Rodriguez has always taken his inspiration from the same set of things: He likes numbers but he hates math. What he really likes is urban life, imagining how women move through it. And he’d be fine with a world in which everything was black and white, not least because it makes it far more exciting when color does appear, in splashes and pops. “I never go with a theme or stick to a single inspiration. I’m not interested in how things are packaged or branded, or more about the styling than the design of the product itself,” he says. His hero is Azzedine Alaïa, another designer with a consistent aesthetic who has maintained his independence to a degree that Rodriguez never could (Alaïa only shows when he feels like showing), and if he thinks about anyone when he’s working, that’s who it is.
 
Rodriguez grew up in New Jersey, the son of Cuban immigrants. As a student he was particularly taken with graphic design—“how planes and materials come together to make a third thing.” His first job out of school was for Donna Karan and Louis Dell’Olio at Anne Klein, a time he describes as utopian. “They just hired all kinds of artists to come together and create,” he says. He designed coats, swimwear, and furs, and eventually moved to Calvin Klein, a fairly obvious fit aesthetically. There, he met Carolyn Bessette, and then came That Dress, and almost immediately he was offered production assistance from the Italian fashion company Aeffe. He leapt. “It was a different time,” he says, “there weren’t 100 new brands a year, and I had this opportunity to eliminate production issues.” But he was still his own backer, and so he signed a deal to design for the Spanish leather-goods company Loewe, owned by LVMH, which meant lots of time moving between New York, Paris, and Madrid. “I was living out of a suitcase for six years. I was very young, and I was very lonely. I was on my own, I was depressed. It sounds glamorous from the outside, but when you’re really in it, it’s like, who wants to live like that?” During a trip through New York, he’d sat down with Bessette and told her how horrible he was feeling, that he couldn’t maintain friendships with his life as it was. Shortly after that conversation, she died. “I needed to come home,” he says. 
 
He left Loewe in 2001, came back to New York, and continued his relationship with Aeffe. In 2007, after several years of fitful discussions, he made a deal with Liz Claiborne. It was like a marriage out of Henry James: The big brand (worth about $4 billion) wanted Rodriguez’s design credibility, and Rodriguez wanted financial stability. “I saw it as an opportunity,” he says. But the reality was culture shock. Neither side was happy; the poles were ultimately too far apart. After a year and a half, the deal ended. Rodriguez took a lot of the money he’d been paid to join Claiborne and used it to buy back the right to use his own name.

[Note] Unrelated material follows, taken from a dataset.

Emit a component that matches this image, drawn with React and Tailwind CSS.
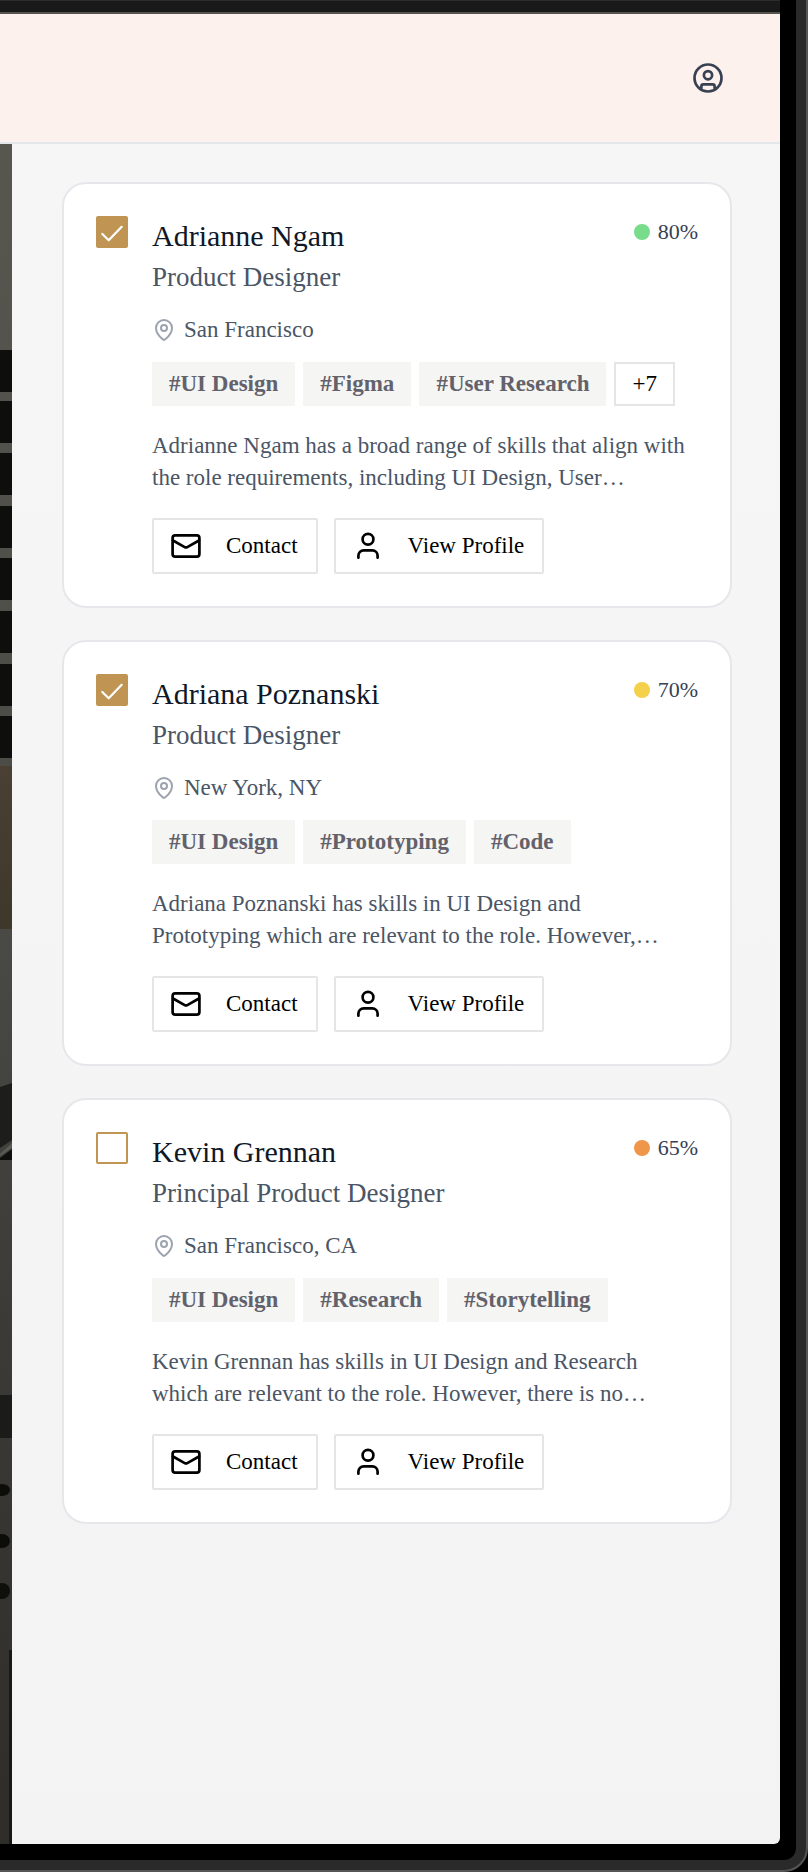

He thought perhaps he’d run the company himself. He’d had a great deal of success with a fragrance license signed in 2001 (it’s called For Her, smells like musk, and comes in pale-pink or black bottles with his name in simple type), and, with that revenue, tried to keep things going.

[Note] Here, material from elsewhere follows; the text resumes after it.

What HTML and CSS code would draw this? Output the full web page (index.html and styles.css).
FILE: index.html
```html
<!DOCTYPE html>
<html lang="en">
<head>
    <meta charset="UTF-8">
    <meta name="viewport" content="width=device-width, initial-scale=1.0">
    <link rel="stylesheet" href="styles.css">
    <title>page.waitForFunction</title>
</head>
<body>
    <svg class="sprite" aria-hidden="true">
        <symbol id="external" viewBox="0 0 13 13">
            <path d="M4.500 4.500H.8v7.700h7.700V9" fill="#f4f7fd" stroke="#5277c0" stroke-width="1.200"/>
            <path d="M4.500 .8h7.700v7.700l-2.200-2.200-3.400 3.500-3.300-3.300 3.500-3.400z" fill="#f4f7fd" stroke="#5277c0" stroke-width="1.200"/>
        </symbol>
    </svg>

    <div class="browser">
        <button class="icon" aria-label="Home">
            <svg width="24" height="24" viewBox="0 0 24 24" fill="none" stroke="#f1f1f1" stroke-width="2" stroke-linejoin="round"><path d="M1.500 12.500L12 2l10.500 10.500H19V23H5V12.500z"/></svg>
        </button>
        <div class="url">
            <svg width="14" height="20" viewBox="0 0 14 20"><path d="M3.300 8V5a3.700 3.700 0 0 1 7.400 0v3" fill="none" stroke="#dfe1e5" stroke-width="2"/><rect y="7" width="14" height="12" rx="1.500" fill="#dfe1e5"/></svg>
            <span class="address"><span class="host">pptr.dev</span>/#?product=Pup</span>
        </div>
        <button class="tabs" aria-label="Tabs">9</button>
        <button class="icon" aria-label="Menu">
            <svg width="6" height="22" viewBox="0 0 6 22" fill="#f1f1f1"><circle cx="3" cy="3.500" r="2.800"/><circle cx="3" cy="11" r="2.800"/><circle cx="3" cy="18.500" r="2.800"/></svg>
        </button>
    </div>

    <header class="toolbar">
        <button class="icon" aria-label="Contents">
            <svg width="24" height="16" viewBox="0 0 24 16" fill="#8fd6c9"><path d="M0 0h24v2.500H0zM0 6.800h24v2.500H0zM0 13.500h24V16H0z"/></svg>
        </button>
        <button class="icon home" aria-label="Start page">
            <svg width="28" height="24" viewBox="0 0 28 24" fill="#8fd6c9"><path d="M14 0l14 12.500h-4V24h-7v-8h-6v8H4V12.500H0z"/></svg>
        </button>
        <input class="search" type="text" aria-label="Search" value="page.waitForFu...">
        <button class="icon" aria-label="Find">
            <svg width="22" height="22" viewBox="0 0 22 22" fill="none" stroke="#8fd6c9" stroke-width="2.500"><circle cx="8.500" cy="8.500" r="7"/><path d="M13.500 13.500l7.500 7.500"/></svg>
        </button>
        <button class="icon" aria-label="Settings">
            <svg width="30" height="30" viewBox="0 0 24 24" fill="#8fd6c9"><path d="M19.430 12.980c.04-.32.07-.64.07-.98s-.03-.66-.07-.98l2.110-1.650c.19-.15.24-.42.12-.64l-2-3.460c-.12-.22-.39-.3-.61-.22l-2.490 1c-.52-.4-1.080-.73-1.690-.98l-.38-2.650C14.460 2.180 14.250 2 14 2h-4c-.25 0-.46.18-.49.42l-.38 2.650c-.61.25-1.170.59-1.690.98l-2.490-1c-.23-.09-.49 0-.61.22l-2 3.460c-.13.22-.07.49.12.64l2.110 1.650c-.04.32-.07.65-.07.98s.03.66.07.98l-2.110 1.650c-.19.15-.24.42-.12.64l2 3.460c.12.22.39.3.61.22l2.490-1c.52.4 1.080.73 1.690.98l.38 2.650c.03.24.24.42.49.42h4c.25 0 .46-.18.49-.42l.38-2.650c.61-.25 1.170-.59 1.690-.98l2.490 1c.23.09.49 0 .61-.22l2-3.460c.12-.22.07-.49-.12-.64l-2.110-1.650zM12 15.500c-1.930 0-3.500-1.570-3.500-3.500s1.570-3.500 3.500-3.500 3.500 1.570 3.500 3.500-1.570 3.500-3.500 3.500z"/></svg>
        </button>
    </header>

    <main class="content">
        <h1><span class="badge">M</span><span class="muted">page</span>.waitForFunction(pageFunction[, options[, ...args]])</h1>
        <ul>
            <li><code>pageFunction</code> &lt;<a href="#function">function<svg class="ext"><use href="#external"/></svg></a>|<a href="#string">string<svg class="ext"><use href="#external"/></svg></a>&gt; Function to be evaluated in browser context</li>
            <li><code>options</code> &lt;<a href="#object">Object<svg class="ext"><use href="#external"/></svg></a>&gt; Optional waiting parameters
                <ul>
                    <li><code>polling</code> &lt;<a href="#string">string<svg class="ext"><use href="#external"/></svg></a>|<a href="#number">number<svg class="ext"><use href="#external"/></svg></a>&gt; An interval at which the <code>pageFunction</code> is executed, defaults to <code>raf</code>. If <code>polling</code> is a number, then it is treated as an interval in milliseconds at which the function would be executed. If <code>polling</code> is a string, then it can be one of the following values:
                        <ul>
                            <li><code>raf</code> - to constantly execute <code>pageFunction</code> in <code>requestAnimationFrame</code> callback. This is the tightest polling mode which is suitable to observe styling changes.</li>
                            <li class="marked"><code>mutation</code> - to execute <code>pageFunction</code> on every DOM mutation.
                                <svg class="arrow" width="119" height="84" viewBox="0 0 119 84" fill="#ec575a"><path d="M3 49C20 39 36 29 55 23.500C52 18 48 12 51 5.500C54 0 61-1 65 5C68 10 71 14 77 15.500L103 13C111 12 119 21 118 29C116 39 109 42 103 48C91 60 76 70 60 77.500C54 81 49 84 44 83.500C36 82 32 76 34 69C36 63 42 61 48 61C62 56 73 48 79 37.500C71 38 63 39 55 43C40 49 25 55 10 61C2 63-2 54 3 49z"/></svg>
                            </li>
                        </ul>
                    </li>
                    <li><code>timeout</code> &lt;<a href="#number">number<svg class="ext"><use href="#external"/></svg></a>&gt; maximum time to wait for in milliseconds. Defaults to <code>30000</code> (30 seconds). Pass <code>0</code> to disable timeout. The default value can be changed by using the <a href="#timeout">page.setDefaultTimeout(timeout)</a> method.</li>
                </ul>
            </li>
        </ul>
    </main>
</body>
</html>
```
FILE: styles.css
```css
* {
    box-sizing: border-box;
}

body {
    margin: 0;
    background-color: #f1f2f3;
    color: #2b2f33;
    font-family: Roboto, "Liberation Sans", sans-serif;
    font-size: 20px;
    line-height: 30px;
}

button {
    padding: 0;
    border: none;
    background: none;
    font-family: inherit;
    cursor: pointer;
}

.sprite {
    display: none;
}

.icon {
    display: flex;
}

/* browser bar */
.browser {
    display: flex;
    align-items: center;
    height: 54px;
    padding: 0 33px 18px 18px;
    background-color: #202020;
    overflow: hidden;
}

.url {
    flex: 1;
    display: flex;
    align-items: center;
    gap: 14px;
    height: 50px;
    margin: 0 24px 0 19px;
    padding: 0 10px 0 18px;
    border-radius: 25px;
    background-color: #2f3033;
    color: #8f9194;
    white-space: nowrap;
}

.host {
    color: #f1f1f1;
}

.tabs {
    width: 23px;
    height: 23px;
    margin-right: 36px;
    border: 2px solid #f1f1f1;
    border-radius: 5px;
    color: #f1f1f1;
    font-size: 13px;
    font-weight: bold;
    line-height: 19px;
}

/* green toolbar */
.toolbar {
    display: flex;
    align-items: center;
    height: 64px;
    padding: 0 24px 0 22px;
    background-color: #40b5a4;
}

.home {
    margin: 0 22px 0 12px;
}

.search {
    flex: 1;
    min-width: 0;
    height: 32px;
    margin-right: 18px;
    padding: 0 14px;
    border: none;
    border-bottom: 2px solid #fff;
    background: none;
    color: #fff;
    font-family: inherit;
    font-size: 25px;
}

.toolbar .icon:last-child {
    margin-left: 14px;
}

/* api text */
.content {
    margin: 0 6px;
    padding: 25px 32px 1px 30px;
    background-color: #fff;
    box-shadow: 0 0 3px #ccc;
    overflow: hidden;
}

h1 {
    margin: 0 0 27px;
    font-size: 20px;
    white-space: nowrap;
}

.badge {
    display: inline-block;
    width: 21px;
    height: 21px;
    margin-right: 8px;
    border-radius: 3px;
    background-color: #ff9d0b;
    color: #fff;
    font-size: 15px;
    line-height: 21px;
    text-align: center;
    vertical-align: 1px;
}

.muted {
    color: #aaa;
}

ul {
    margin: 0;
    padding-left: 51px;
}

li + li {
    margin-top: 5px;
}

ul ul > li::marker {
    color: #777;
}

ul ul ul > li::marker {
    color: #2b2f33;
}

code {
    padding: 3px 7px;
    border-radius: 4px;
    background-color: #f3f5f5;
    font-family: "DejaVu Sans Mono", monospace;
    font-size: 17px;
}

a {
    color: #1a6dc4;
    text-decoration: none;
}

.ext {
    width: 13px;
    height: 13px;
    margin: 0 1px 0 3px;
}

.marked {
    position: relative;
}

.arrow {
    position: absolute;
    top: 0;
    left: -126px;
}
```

But he longed for what he calls his “own Robert Duffy.” (Duffy is Marc Jacobs’s longtime business partner.) He was introduced to Bob Wichser, a legendary Seventh Avenue “fixer.” He came on as a consultant for several months, and then essentially became the CEO for roughly a year. He left to take over John Varvatos, but quickly came back.
 
Wichser thinks he knows what went wrong at Claiborne. “There wasn’t enough money,” he says. “The work environment wasn’t creative. Nobody was listening to him, motivating him, making him feel good about himself. It was very painful for him. He couldn’t focus.”
 
To be independent is one thing when you’re a small brand out of Bushwick. It’s another thing when you want to sell globally. Wichser started weekly meetings between departments. Deadlines would be enforced in order to ensure earlier shipping dates (which means that merchandise is on the floor at full price for longer). But mostly, someone else would think about the big picture so Rodriguez could sit on a dock and sketch.

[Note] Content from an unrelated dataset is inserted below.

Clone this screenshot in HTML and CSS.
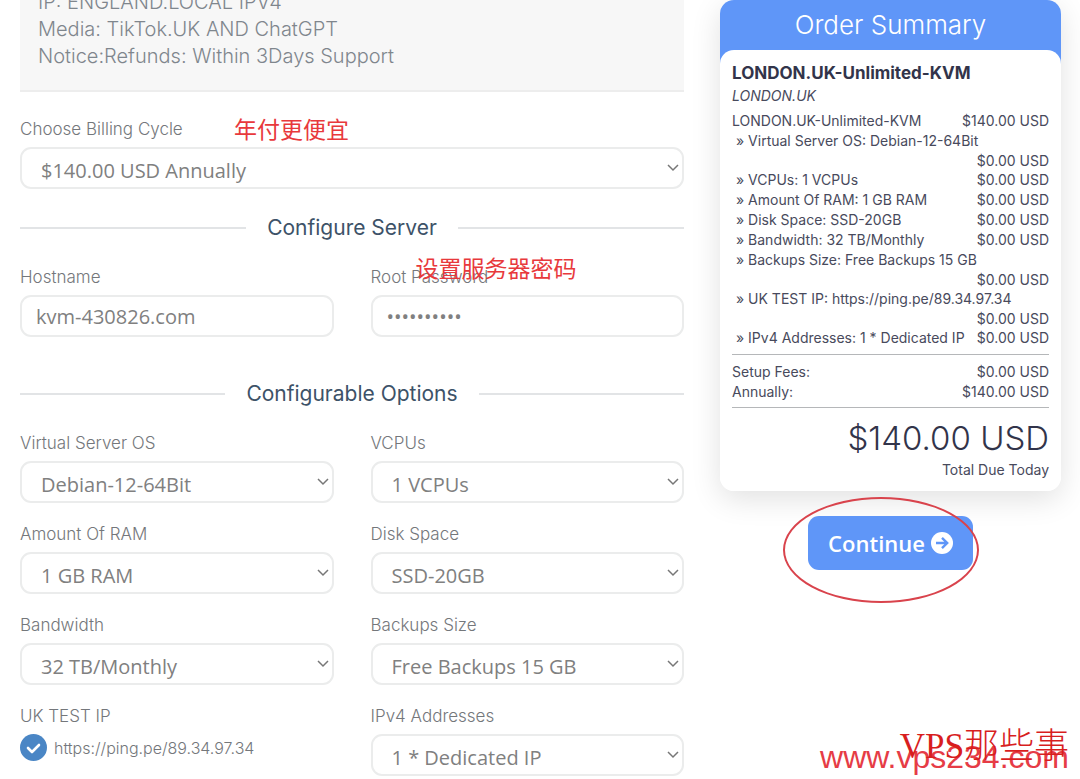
FILE: index.html
```
<!DOCTYPE html>
<html lang="en">
<head>
    <meta charset="UTF-8">
    <meta name="viewport" content="width=device-width, initial-scale=1.0">
    <title>Configure - LONDON.UK-Unlimited-KVM</title>
    <link rel="stylesheet" href="styles.css">
</head>
<body>

    <form class="page">
        <main class="config">
            <div class="product-info">
                IP: ENGLAND.LOCAL IPV4<br>
                Media: TikTok.UK AND ChatGPT<br>
                Notice:Refunds: Within 3Days Support
            </div>

            <div class="field">
                <label for="billing">Choose Billing Cycle</label>
                <select id="billing">
                    <option>$140.00 USD Annually</option>
                </select>
                <span class="note note-billing" lang="zh">年付更便宜</span>
            </div>

            <h2 class="section-title">Configure Server</h2>
            <div class="fields server-fields">
                <div class="field">
                    <label for="hostname">Hostname</label>
                    <input type="text" id="hostname" value="kvm-430826.com">
                </div>
                <div class="field">
                    <label for="rootpw">Root Password</label>
                    <input type="password" id="rootpw" value="abcdefghij" autocomplete="off">
                    <span class="note note-password" lang="zh">设置服务器密码</span>
                </div>
            </div>

            <h2 class="section-title">Configurable Options</h2>
            <div class="fields">
                <div class="field">
                    <label for="os">Virtual Server OS</label>
                    <select id="os"><option>Debian-12-64Bit</option></select>
                </div>
                <div class="field">
                    <label for="cpu">VCPUs</label>
                    <select id="cpu"><option>1 VCPUs</option></select>
                </div>
                <div class="field">
                    <label for="ram">Amount Of RAM</label>
                    <select id="ram"><option>1 GB RAM</option></select>
                </div>
                <div class="field">
                    <label for="disk">Disk Space</label>
                    <select id="disk"><option>SSD-20GB</option></select>
                </div>
                <div class="field">
                    <label for="bandwidth">Bandwidth</label>
                    <select id="bandwidth"><option>32 TB/Monthly</option></select>
                </div>
                <div class="field">
                    <label for="backups">Backups Size</label>
                    <select id="backups"><option>Free Backups 15 GB</option></select>
                </div>
                <div class="field">
                    <span class="field-name">UK TEST IP</span>
                    <label class="check">
                        <input type="checkbox" checked>
                        https://ping.pe/89.34.97.34
                    </label>
                </div>
                <div class="field">
                    <label for="ipv4">IPv4 Addresses</label>
                    <select id="ipv4"><option>1 * Dedicated IP</option></select>
                </div>
            </div>
        </main>

        <aside class="sidebar">
            <div class="summary">
                <h2 class="summary-title">Order Summary</h2>
                <div class="summary-body">
                    <h3>LONDON.UK-Unlimited-KVM</h3>
                    <em class="group">LONDON.UK</em>
                    <div class="row"><span>LONDON.UK-Unlimited-KVM</span><span class="price">$140.00 USD</span></div>
                    <div class="row option"><span>» Virtual Server OS: Debian-12-64Bit</span><span class="price">$0.00 USD</span></div>
                    <div class="row option"><span>» VCPUs: 1 VCPUs</span><span class="price">$0.00 USD</span></div>
                    <div class="row option"><span>» Amount Of RAM: 1 GB RAM</span><span class="price">$0.00 USD</span></div>
                    <div class="row option"><span>» Disk Space: SSD-20GB</span><span class="price">$0.00 USD</span></div>
                    <div class="row option"><span>» Bandwidth: 32 TB/Monthly</span><span class="price">$0.00 USD</span></div>
                    <div class="row option"><span>» Backups Size: Free Backups 15 GB</span><span class="price">$0.00 USD</span></div>
                    <div class="row option"><span>» UK TEST IP: https://ping.pe/89.34.97.34</span><span class="price">$0.00 USD</span></div>
                    <div class="row option"><span>» IPv4 Addresses: 1 * Dedicated IP</span><span class="price">$0.00 USD</span></div>
                    <div class="fees">
                        <div class="row"><span>Setup Fees:</span><span class="price">$0.00 USD</span></div>
                        <div class="row"><span>Annually:</span><span class="price">$140.00 USD</span></div>
                    </div>
                    <div class="total">$140.00 USD</div>
                    <div class="due">Total Due Today</div>
                </div>
            </div>

            <div class="actions">
                <button type="submit" class="continue">
                    Continue
                    <svg width="22" height="22" viewBox="0 0 22 22" aria-hidden="true">
                        <circle cx="11" cy="11" r="11" fill="#fff"/>
                        <path d="M5 11h11M11 5.8l5.2 5.2-5.2 5.2" fill="none" stroke="#5f96f8" stroke-width="2.4"/>
                    </svg>
                </button>
                <span class="ring"></span>
            </div>
        </aside>
    </form>

    <div class="watermark watermark-url">www.vps234.com</div>
    <div class="watermark watermark-name" lang="zh">VPS那些事</div>

</body>
</html>
```
FILE: styles.css
```
* {
    box-sizing: border-box;
}
body {
    margin: 0;
    font-family: 'Inter', sans-serif;
    font-weight: 300;
    background-color: #fff;
    color: #74777b;
}
h2, h3 {
    margin: 0;
}
.page {
    display: grid;
    grid-template-columns: 664fr 341fr;
    gap: 36px;
    padding: 0 19px 0 20px;
}
.config {
    margin-top: -11px;
}
.product-info {
    margin-bottom: 27px;
    padding: 0 18px 20px;
    border-bottom: 2px solid #ededed;
    background-color: #f7f7f7;
    color: #7f868d;
    font-size: 20px;
    line-height: 27px;
}
.fields {
    display: grid;
    grid-template-columns: 1fr 1fr;
    gap: 21px 37px;
}
.server-fields {
    margin-bottom: 45px;
}
.field {
    position: relative;
}
.field > label:not(.check),
.field-name {
    display: block;
    margin-bottom: 8px;
    font-size: 17px;
    line-height: 20px;
}
.field select,
.field input[type="text"],
.field input[type="password"] {
    display: block;
    width: 100%;
    height: 42px;
    border: 2px solid #ebecec;
    border-radius: 11px;
    background-color: #fff;
    color: #808080;
    font-family: 'Open Sans', sans-serif;
    font-size: 20px;
}
.field input[type="text"],
.field input[type="password"] {
    padding: 0 14px;
}
.field select {
    appearance: none;
    padding: 4px 30px 0 19px;
    background-image: url("data:image/svg+xml,%3Csvg xmlns='http://www.w3.org/2000/svg' width='12' height='8'%3E%3Cpath d='M1 1l5 5 5-5' fill='none' stroke='%23777' stroke-width='1.5'/%3E%3C/svg%3E");
    background-repeat: no-repeat;
    background-position: right 3px center;
}
.section-title {
    display: flex;
    align-items: center;
    gap: 21px;
    margin: 27px 0;
    color: #3d5268;
    font-size: 21px;
    font-weight: 400;
    line-height: 24px;
}
.section-title::before,
.section-title::after {
    content: "";
    flex: 1;
    height: 2px;
    background-color: #e2e4e6;
}
.check {
    display: flex;
    align-items: center;
    gap: 7px;
    font-size: 16px;
}
.check input {
    appearance: none;
    width: 27px;
    height: 27px;
    margin: 0;
    border-radius: 50%;
    background: #4a86c5 url("data:image/svg+xml,%3Csvg xmlns='http://www.w3.org/2000/svg' width='15' height='12'%3E%3Cpath d='M2 6l4 4 7-7' fill='none' stroke='%23fff' stroke-width='2.6' stroke-linecap='round' stroke-linejoin='round'/%3E%3C/svg%3E") no-repeat center;
}

/* order summary */
.summary {
    border-radius: 14px;
    box-shadow: 0 8px 30px rgba(0, 0, 0, 0.12);
}
.summary-title {
    padding: 10px 10px 26px;
    border-radius: 14px 14px 0 0;
    background-color: #5f96f8;
    color: #fff;
    font-size: 26px;
    font-weight: 300;
    line-height: 30px;
    text-align: center;
}
.summary-body {
    margin-top: -16px;
    padding: 13px 12px 11px;
    border-radius: 14px;
    background-color: #fff;
    color: #484a5c;
    font-size: 14px;
    font-weight: 400;
    line-height: 20px;
}
.summary-body h3 {
    color: #32344a;
    font-size: 17px;
    font-weight: 700;
}
.group {
    display: block;
    margin: 3px 0 5px;
}
.row {
    display: flex;
    flex-wrap: wrap;
    align-items: baseline;
    column-gap: 8px;
}
.option {
    padding-left: 4px;
}
.price {
    margin-left: auto;
    line-height: 19px;
}
.fees {
    margin: 6px 0 14px;
    padding: 7px 0 5px;
    border-top: 1px solid #b5b7b9;
    border-bottom: 1px solid #b5b7b9;
}
.total {
    margin-bottom: 6px;
    color: #32344a;
    font-size: 33px;
    font-weight: 300;
    line-height: 32px;
    text-align: right;
}
.due {
    text-align: right;
}
.actions {
    display: flex;
    justify-content: center;
    position: relative;
    margin-top: 25px;
}
.continue {
    display: flex;
    align-items: center;
    gap: 6px;
    height: 54px;
    padding: 0 20px;
    border: 0;
    border-radius: 11px;
    background-color: #5f96f8;
    color: #fff;
    font-family: 'Open Sans', sans-serif;
    font-size: 22px;
    font-weight: 600;
    cursor: pointer;
}

/* hand-drawn notes and watermark */
.ring {
    position: absolute;
    top: -19px;
    left: 50%;
    width: 196px;
    height: 106px;
    margin-left: -108px;
    border: 2px solid #d9434c;
    border-radius: 50%;
    pointer-events: none;
}
.note {
    position: absolute;
    color: #e8393c;
    font-family: 'Noto Sans CJK SC', sans-serif;
    font-size: 23px;
    font-weight: 400;
    line-height: 24px;
    white-space: nowrap;
}
.note-billing {
    top: -3px;
    left: 214px;
}
.note-password {
    top: -12px;
    left: 45px;
}
.watermark {
    position: absolute;
    right: 11px;
    white-space: nowrap;
    line-height: 40px;
    pointer-events: none;
}
.watermark-url {
    top: 737px;
    color: #e63c46;
    font-family: 'Liberation Sans', sans-serif;
    font-size: 32px;
    font-weight: 400;
}
.watermark-name {
    top: 727px;
    color: #d81e1e;
    font-family: 'Liberation Serif', 'Noto Sans CJK SC', serif;
    font-size: 35px;
    font-weight: 300;
}
```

 Wichser and Rodriguez are practical. They recognize that a little strategic contact with the larger corporate world might serve their cause. Last year, they launched a plan for growing the business while remaining independent. As part of that plan, they made a conscious choice to pursue collaborations in the mass market. What Rodriguez might lose in snob appeal he would make up in capital that could be sunk right back into his business. He’s consulting for Banana Republic. He did a capsule collection for Kohl’s. He signed a endorsement deal with Woolmark, which means he’s now committed to endorsing and promoting the virtues of merino wool. 
 
“Look,” says Wichser. “The cost of running a designer business is high and we are self-funded. We like the independence, we like the control, so yes, these things are about broadening our reach, but they also bring in capital for us to keep going.”
 
Rodriguez is also putting time and money into his accessories collections. His first line of bags debuted last year—they are predictably simple: logo-free envelope clutches in soft, grainy colorblocked leather—and shoes as well: a sharp ankle boot, a stiletto with a crisscrossed front. 
 
Six weeks before his next show and Rodriguez is walking through his studio. The fashion calendar is such that one season has barely ended when another begins, and an assistant is packing up the resort collection that has only just been shown. Rodriguez is developing new fabrics: layering textures and colors, experimenting. He touches a jacket hanging by a seamstress: a tuxedo jacket in a stiff, thick silk. The shoulders are narrow, as are the sleeves. The only immediately apparent deviations are two seams bisecting its front. It’s a forever jacket. “I mean, I want this,” he says, pausing to touch it. “Everyone here wants this. It’s the covet factor. That’s how I measure things. If everyone around here wants it, then I know I’m doing something right.”